(begin)

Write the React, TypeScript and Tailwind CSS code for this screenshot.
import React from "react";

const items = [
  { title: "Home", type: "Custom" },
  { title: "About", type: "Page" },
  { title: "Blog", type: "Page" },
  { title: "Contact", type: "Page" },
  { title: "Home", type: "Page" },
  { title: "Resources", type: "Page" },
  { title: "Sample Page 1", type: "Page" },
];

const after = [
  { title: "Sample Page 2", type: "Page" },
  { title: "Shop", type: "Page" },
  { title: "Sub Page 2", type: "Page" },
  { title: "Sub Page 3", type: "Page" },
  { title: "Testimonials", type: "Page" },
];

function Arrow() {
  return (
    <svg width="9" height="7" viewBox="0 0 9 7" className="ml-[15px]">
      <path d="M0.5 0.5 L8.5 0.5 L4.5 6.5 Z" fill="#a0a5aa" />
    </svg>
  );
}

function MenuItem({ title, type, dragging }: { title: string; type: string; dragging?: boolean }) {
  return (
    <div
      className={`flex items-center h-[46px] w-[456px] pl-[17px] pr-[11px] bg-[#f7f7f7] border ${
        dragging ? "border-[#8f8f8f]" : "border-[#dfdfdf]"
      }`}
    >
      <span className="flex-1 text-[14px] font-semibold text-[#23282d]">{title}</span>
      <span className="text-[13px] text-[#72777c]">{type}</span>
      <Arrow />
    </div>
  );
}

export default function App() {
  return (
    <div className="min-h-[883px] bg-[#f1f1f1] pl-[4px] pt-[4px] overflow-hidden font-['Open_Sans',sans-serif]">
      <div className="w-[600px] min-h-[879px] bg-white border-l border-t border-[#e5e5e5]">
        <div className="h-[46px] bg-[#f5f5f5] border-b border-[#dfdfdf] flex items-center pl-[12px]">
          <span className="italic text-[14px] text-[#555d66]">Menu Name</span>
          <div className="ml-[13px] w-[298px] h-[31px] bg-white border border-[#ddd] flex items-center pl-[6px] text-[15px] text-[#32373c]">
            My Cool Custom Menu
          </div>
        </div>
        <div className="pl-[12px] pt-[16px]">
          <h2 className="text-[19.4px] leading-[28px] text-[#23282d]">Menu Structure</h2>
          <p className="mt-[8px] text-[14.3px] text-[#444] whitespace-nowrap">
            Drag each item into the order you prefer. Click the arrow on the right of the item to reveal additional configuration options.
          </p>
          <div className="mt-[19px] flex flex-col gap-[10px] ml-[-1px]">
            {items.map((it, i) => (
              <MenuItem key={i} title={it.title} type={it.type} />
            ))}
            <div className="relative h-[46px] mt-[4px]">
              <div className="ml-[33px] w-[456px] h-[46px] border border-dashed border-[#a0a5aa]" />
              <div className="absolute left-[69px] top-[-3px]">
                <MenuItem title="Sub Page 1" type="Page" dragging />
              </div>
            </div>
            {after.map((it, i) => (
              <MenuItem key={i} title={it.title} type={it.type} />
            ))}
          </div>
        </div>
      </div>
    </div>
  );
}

(end)
(begin)

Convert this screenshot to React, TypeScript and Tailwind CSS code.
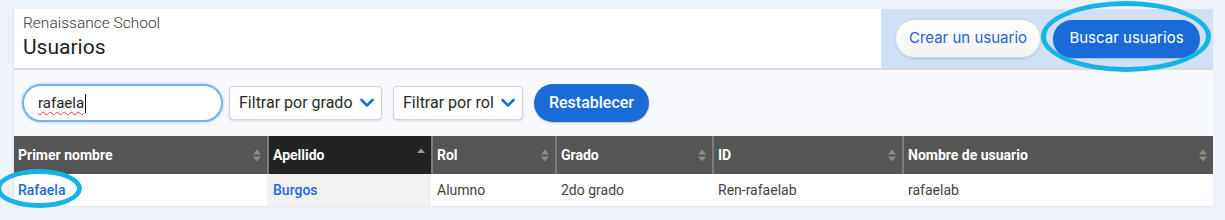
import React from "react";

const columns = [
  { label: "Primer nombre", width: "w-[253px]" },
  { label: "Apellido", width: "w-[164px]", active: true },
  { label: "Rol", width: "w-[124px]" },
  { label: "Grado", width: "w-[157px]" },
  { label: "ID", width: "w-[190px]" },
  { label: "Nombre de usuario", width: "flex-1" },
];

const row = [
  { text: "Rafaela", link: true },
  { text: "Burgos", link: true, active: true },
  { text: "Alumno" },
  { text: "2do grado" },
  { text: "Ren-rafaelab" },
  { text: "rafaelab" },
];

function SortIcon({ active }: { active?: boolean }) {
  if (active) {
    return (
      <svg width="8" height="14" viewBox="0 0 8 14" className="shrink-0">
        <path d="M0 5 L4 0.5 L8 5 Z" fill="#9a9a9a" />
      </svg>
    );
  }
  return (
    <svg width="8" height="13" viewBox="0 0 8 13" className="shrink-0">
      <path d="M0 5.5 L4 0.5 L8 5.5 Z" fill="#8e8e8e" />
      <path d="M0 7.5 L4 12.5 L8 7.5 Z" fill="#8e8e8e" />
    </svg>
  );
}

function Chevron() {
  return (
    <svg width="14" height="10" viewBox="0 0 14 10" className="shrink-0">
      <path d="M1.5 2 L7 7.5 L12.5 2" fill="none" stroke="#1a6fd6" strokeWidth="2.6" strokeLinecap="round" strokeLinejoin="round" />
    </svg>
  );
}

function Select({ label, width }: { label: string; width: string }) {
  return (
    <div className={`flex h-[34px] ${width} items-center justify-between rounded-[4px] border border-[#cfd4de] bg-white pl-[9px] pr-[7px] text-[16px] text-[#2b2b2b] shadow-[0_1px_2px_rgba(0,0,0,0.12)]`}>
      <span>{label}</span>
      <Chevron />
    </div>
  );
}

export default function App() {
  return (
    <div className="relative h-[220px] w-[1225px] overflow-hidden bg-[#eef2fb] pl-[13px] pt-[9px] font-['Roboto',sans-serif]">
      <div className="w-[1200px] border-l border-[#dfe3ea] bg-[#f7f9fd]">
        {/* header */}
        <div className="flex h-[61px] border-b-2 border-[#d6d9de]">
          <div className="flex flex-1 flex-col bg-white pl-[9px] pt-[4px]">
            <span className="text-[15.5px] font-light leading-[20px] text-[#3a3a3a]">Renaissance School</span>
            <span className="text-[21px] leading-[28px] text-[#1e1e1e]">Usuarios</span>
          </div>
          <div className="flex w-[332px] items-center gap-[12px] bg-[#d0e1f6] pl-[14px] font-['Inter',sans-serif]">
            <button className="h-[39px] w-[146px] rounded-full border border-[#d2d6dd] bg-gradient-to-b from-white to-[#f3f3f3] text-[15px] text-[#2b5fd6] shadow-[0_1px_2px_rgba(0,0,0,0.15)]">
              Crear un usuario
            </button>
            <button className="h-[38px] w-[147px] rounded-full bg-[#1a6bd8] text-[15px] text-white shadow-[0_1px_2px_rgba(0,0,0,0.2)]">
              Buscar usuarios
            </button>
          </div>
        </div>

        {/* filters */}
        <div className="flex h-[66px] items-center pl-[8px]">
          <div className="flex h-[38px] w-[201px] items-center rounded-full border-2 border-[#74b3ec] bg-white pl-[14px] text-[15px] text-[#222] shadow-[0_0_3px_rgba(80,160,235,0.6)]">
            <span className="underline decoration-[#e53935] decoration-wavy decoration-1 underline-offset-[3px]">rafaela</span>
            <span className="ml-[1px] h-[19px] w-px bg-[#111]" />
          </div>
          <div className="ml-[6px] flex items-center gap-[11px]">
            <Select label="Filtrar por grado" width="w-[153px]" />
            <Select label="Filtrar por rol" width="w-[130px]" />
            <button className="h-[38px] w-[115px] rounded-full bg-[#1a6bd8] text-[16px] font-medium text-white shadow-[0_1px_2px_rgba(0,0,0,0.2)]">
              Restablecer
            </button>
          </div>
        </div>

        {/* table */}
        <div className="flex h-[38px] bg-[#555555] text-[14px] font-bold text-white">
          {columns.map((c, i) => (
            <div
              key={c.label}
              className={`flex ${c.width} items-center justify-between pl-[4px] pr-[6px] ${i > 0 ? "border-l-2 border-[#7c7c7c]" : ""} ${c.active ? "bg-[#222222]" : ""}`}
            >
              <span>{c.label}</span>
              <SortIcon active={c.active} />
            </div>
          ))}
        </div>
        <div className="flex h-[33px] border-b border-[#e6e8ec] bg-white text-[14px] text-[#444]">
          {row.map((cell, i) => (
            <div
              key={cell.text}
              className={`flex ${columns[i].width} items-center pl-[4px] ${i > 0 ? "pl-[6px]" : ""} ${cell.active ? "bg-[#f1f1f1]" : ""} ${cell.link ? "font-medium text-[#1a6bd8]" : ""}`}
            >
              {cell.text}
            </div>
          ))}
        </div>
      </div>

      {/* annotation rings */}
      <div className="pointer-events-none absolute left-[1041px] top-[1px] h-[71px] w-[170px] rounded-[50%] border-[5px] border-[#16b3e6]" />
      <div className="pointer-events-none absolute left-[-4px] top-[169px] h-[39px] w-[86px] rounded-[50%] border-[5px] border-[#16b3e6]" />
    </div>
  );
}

(end)

Pick out each line that holds the string "TypeScript".

Write the React, TypeScript and Tailwind CSS code for this screenshot.
Convert this screenshot to React, TypeScript and Tailwind CSS code.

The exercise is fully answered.